Cultura

El día de la bestia

Tras el inesperado y desconcertante éxito (relativo) de La soledad, Jaime Rosales parece haber asumido con comodidad el papel de abanderado de ese otro cine español que permanece al margen del gran público y que, en su indagación de formas y texturas, tiene su mirada puesta en algunas de las tendencias estéticas que protagonizan hoy el principal núcleo de debate de la cinefilia más exigente, tendencias que en ocasiones han desplazado al cine a nuevos espacios de visibilidad como internet o el museo. No en vano, Tiro en la cabeza es la primera película española que se estrena simultáneamente en cines comerciales, salas virtuales y en el Museo Nacional Reina Sofía, tal es el carácter excepcional, difícil y experimental de su propuesta.

Rosales parece haberse erigido también en un cineasta concienciado, o lo que es lo mismo, un cineasta que integra su reflexión sobre las formas cinematográficas con la implicación cívica con algunos de los asuntos más delicados de nuestro tiempo. La violencia o el terrorismo ya estaban (aunque de forma elíptica) en el epicentro emocional de Las horas del día y La soledad, y ahora son de nuevo los temas centrales, también fuera de campo, de este filme premiado por la crítica en San Sebastián.

Tiro en la cabeza es, en este sentido, una película de un rigor irreprochable, aunque también una cinta que explicita en exceso su mecanismo formal y su tesis ideológica.

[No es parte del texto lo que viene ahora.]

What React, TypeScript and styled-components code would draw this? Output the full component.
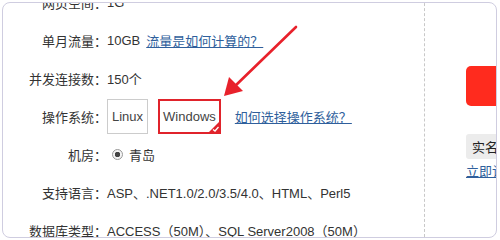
import React from "react"
import styled, { createGlobalStyle } from "styled-components"

const GlobalStyle = createGlobalStyle`
    html, body {
        margin: 0;
        padding: 0;
        background: #fff;
    }
    body {
        font-family: "Liberation Sans", "Noto Sans CJK SC", sans-serif;
        font-size: 13px;
        color: #333;
    }
`

type RowType = {
    label: string
    children: React.ReactNode
}

const Row = (props: RowType) => {
    return (
        <StyledRow>
            <Label>{props.label}：</Label>
            <Value>{props.children}</Value>
        </StyledRow>
    )
}

const Arrow = () => (
    <ArrowSvg width="500" height="240" viewBox="0 0 500 240">
        <line x1="296" y1="27" x2="234" y2="87" stroke="#e8212b" strokeWidth="2.6" strokeLinecap="round" />
        <polygon points="224,96 229,77 243,91" fill="#e8212b" />
    </ArrowSvg>
)

export default function App() {
    return (
        <Page>
            <GlobalStyle />
            <Card>
                <Main>
                    <Row label="网页空间">1G</Row>
                    <Row label="单月流量">
                        10GB<Link>流量是如何计算的？</Link>
                    </Row>
                    <Row label="并发连接数">150个</Row>
                    <Row label="操作系统">
                        <OsOption>Linux</OsOption>
                        <OsOption active>
                            Windows
                            <Corner>
                                <svg width="12" height="12" viewBox="0 0 12 12">
                                    <polygon points="12,0 12,12 0,12" fill="#e0232b" />
                                    <polyline points="5,8.5 7,10 10.5,6" fill="none" stroke="#fff" strokeWidth="1.3" />
                                </svg>
                            </Corner>
                        </OsOption>
                        <Link>如何选择操作系统？</Link>
                    </Row>
                    <Row label="机房">
                        <Radio />
                        青岛
                    </Row>
                    <Row label="支持语言">ASP、.NET1.0/2.0/3.5/4.0、HTML、Perl5</Row>
                    <Row label="数据库类型">ACCESS（50M）、SQL Server2008（50M）</Row>
                </Main>
                <Side>
                    <BuyButton />
                    <Verify>实名认证</Verify>
                    <Link>立即认证</Link>
                </Side>
            </Card>
            <Arrow />
        </Page>
    )
}

const Page = styled.div`
    position: relative;
    width: 500px;
    height: 240px;
    overflow: hidden;
    padding: 2px 3px 2px 2px;
    box-sizing: border-box;
`
const Card = styled.div`
    display: flex;
    height: 100%;
    border: 1px solid #cfcde0;
    border-radius: 8px;
    overflow: hidden;
    box-sizing: border-box;
`
const Main = styled.div`
    width: 421px;
    margin-top: -20px;
    border-right: 1px dashed #c8c8c8;
    flex-shrink: 0;
`
const StyledRow = styled.div`
    display: flex;
    align-items: center;
    height: 38px;
    white-space: nowrap;
`
const Label = styled.div`
    width: 104px;
    text-align: right;
    flex-shrink: 0;
`
const Value = styled.div`
    display: flex;
    align-items: center;
`
const Link = styled.a`
    color: #2f5f9c;
    text-decoration: underline;
    margin-left: 6px;
    cursor: pointer;
`
const OsOption = styled.div<{ active?: boolean }>`
    position: relative;
    height: 35px;
    box-sizing: border-box;
    padding: 0 ${(p) => (p.active ? "3px" : "4px")};
    margin-right: ${(p) => (p.active ? "8px" : "10px")};
    display: flex;
    align-items: center;
    border: ${(p) => (p.active ? "2px solid #e0232b" : "1px solid #ccc")};
    color: #444;
`
const Corner = styled.span`
    position: absolute;
    right: -1px;
    bottom: -1px;
    width: 12px;
    height: 12px;
    line-height: 0;
`
const Radio = styled.span`
    width: 9px;
    height: 9px;
    border-radius: 50%;
    border: 1px solid #999;
    background: radial-gradient(circle, #444 0 2.5px, #f4f4f4 3px);
    margin: 0 6px 0 5px;
`
const Side = styled.div`
    flex: 1;
    padding: 63px 0 0 41px;
    display: flex;
    flex-direction: column;
    align-items: flex-start;
    white-space: nowrap;

    & > a {
        margin-left: 0;
        margin-top: 2px;
    }
`
const BuyButton = styled.div`
    width: 80px;
    height: 40px;
    background: #ff2b1e;
    border-radius: 5px;
`
const Verify = styled.div`
    margin-top: 28px;
    padding: 3px 6px;
    background: #ececec;
    border-radius: 3px;
    color: #222;
`
const ArrowSvg = styled.svg`
    position: absolute;
    left: 0;
    top: 0;
    pointer-events: none;
`
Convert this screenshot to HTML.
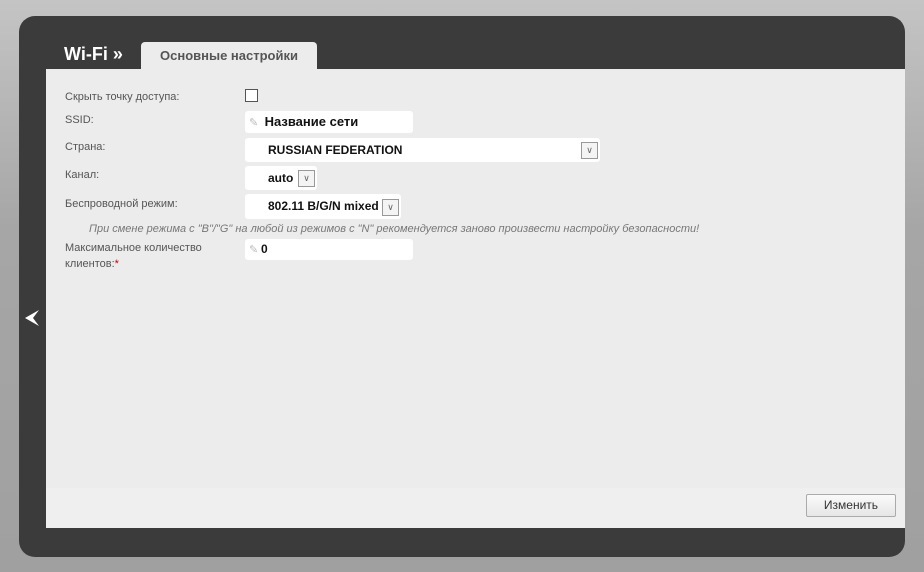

La cámara de Rosales observa desde la distancia el día a día de un personaje (Ion Arretxe, actor improvisado) y sus circunstancias. El teleobjetivo, el encuadre y la ausencia total de diálogos inteligibles se convierten en los pilares estilísticos de una propuesta radical que busca abrir interrogantes antes que dar respuestas sobre el problema vasco. Los dispositivos del cine documental y de ficción trabajan conjuntamente. Construcción y reconstrucción se superponen la una a la otra.

Si en la primera mitad la ficción especula con la cotidianidad de un tipo anónimo, la segunda reconstruye un hecho real conocido: el asesinato de dos guardias civiles en la localidad francesa de Capbreton tras un encuentro fortuito con tres terroristas de ETA. En la primera parte la dramaturgia desaparece en favor de la mirada y el murmullo, la rutina alcanza una densidad y un protagonismo absoluto que no nos permite ir más allá de la ventana de un apartamento o del escaparate de una cafetería, a través de los que observamos a nuestro personaje-señuelo, desplazándose de un sitio a otro, comprando en una tienda, en sus encuentros con otros personajes. En la segunda, un cambio de foco, la alternancia de dos puntos de atención, preludian la tensión de la tragedia.

Tiro en la cabeza asume un recorrido-interrogante que obliga a su espectador a mirar y a escuchar (el sonido es aquí tan importante como lo es la ausencia de palabra) desde la incertidumbre, a palpar el tiempo, la duración y el vacío, a convertirse en un voyeur a través de cuya ventana indiscreta tiene que espiar una vida sin atributos súbitamente transfigurada por la irrupción de la violencia, a madurar, en definitiva, su propia posición ante lo que le es dado a ver y oír.

Es en ese (es)forzado ejercicio formal en el que Rosales pretende inscribir su reflexión moral sobre la normalidad de la bestia, despojar el conflicto vasco de otros matices, políticos o sociales, que no sean los del hombre frente al hombre y el absurdo de los actos que lo acercan al monstruo.